AVAILABLE DATA:
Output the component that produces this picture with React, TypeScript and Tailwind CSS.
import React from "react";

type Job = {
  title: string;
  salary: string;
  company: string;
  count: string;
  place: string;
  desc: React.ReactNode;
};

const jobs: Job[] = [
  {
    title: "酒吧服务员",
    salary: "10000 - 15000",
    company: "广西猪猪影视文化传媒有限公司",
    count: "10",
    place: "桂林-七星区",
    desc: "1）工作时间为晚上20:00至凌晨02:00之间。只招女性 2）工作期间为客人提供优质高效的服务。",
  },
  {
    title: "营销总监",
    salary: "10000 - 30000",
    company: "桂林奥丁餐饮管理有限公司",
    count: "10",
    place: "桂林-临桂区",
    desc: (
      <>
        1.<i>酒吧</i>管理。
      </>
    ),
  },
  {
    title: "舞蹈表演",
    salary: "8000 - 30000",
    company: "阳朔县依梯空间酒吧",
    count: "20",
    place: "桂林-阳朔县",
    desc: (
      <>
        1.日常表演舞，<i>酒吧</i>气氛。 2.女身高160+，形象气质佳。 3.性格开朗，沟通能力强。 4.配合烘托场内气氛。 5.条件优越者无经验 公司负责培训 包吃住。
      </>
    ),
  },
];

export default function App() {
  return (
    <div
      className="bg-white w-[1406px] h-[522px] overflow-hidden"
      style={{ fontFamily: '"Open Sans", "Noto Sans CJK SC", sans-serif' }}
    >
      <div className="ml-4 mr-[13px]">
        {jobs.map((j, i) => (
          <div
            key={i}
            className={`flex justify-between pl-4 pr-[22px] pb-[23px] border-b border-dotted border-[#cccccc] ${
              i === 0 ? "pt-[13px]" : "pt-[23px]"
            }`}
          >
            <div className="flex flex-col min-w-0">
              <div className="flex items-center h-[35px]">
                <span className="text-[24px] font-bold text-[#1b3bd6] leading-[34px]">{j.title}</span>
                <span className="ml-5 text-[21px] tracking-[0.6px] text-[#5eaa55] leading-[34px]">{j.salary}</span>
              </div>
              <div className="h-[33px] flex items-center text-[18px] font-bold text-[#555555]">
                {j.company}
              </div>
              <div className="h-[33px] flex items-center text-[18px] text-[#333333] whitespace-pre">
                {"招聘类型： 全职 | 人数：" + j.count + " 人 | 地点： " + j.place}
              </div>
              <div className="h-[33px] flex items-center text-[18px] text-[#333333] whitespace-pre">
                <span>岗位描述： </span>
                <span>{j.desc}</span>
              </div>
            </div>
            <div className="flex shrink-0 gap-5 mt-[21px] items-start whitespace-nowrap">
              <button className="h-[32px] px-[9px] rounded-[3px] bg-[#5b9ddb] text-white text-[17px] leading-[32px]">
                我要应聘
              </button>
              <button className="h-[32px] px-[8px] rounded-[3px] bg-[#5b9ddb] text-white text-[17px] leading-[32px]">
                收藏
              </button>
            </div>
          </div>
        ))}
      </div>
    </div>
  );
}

INSTRUCTIONS FOR THE TASK:
Write out every line exactly as it stands.

WRITTEN RESPONSE:
Output the component that produces this picture with React, TypeScript and Tailwind CSS.
import React from "react";

type Job = {
  title: string;
  salary: string;
  company: string;
  count: string;
  place: string;
  desc: React.ReactNode;
};

const jobs: Job[] = [
  {
    title: "酒吧服务员",
    salary: "10000 - 15000",
    company: "广西猪猪影视文化传媒有限公司",
    count: "10",
    place: "桂林-七星区",
    desc: "1）工作时间为晚上20:00至凌晨02:00之间。只招女性 2）工作期间为客人提供优质高效的服务。",
  },
  {
    title: "营销总监",
    salary: "10000 - 30000",
    company: "桂林奥丁餐饮管理有限公司",
    count: "10",
    place: "桂林-临桂区",
    desc: (
      <>
        1.<i>酒吧</i>管理。
      </>
    ),
  },
  {
    title: "舞蹈表演",
    salary: "8000 - 30000",
    company: "阳朔县依梯空间酒吧",
    count: "20",
    place: "桂林-阳朔县",
    desc: (
      <>
        1.日常表演舞，<i>酒吧</i>气氛。 2.女身高160+，形象气质佳。 3.性格开朗，沟通能力强。 4.配合烘托场内气氛。 5.条件优越者无经验 公司负责培训 包吃住。
      </>
    ),
  },
];

export default function App() {
  return (
    <div
      className="bg-white w-[1406px] h-[522px] overflow-hidden"
      style={{ fontFamily: '"Open Sans", "Noto Sans CJK SC", sans-serif' }}
    >
      <div className="ml-4 mr-[13px]">
        {jobs.map((j, i) => (
          <div
            key={i}
            className={`flex justify-between pl-4 pr-[22px] pb-[23px] border-b border-dotted border-[#cccccc] ${
              i === 0 ? "pt-[13px]" : "pt-[23px]"
            }`}
          >
            <div className="flex flex-col min-w-0">
              <div className="flex items-center h-[35px]">
                <span className="text-[24px] font-bold text-[#1b3bd6] leading-[34px]">{j.title}</span>
                <span className="ml-5 text-[21px] tracking-[0.6px] text-[#5eaa55] leading-[34px]">{j.salary}</span>
              </div>
              <div className="h-[33px] flex items-center text-[18px] font-bold text-[#555555]">
                {j.company}
              </div>
              <div className="h-[33px] flex items-center text-[18px] text-[#333333] whitespace-pre">
                {"招聘类型： 全职 | 人数：" + j.count + " 人 | 地点： " + j.place}
              </div>
              <div className="h-[33px] flex items-center text-[18px] text-[#333333] whitespace-pre">
                <span>岗位描述： </span>
                <span>{j.desc}</span>
              </div>
            </div>
            <div className="flex shrink-0 gap-5 mt-[21px] items-start whitespace-nowrap">
              <button className="h-[32px] px-[9px] rounded-[3px] bg-[#5b9ddb] text-white text-[17px] leading-[32px]">
                我要应聘
              </button>
              <button className="h-[32px] px-[8px] rounded-[3px] bg-[#5b9ddb] text-white text-[17px] leading-[32px]">
                收藏
              </button>
            </div>
          </div>
        ))}
      </div>
    </div>
  );
}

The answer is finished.